Lipidomics Bulk Statistical analysis

This module shows how to use Lipidr, a R/Bioconductor package designed for the analysis of quantitative MS-based lipidomics datasets. First, sample information and lipid quantification matrix are processed to build a LipidExperiment object that integrates lipid annotations. After quality control checks, the data are normalized using PQN to ensure balanced peak area across samples. Sample correlations and PCA are used to explore relationships between samples. Finaly OPLS-DA and differential analysis based on limma are performed to identify differentially expressed lipids between conditions, which are represented in heatmaps and volcano plots.

Module specifications

Input data	Computational environnement	Output data
LipidSearch output	Lipidomics_data_analysis R	differential analysis table

Code

None

This module is based on the following documentation :

LipidR bioconductor package
Mohamed A, Molendijk J, Hill MM. lipidr: A Software Tool for Data Mining and Analysis of Lipidomics Datasets.
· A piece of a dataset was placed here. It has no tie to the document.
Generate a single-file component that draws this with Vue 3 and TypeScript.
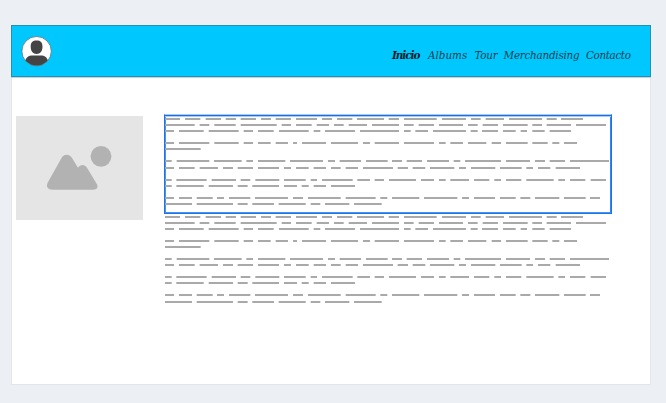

J Proteome Res. 2020;19(7):2890-2897. doi:10.1021/acs.jproteome.0c00082
* https://pubmed.ncbi.nlm.nih.gov/32168452/
* https://www.bioconductor.org/packages/release/bioc/vignettes/lipidr/inst/doc/workflow.html

This module require to load the following environment of R packages :

source("lipidomics_R_packages.R")

Informations about the demo dataset :

The demo dataset is the result of the quantification of 112 lipids in 160 samples, splitted in two groups, obtained with the LipidSearch (v5.0) software (https://assets.thermofisher.com/TFS-Assets/CMD/posters/PO-65031-LC-MS-Lipidomics-LipidSearch-ASMS2017-PO65031-EN.pdf).
LipidSearch pre-processing involves detecting peaks by analyzing raw mass spectrometry files to determine accurate masses of MSn and precursor ions. It identifies lipids by searching a large database of predicted lipid structures and ion adducts to match candidate molecular species. The process aligns search results from individual samples within a time window into a single report and quantifies accurate-mass extracted ion chromatograms to obtain peak areas for each identified lipid precursor.

Notes

lipidr implements a series of functions to perform quality control, differential analysis, multivariate statistics, lipid set enrichment and chain trend analysis
It is not the only R package dedicated to lipidomics data analysis, but it seems the most used workflow, notably cited in https://pubmed.ncbi.nlm.nih.gov/37904045/ & https://pubmed.ncbi.nlm.nih.gov/37075753/, and is well maintained.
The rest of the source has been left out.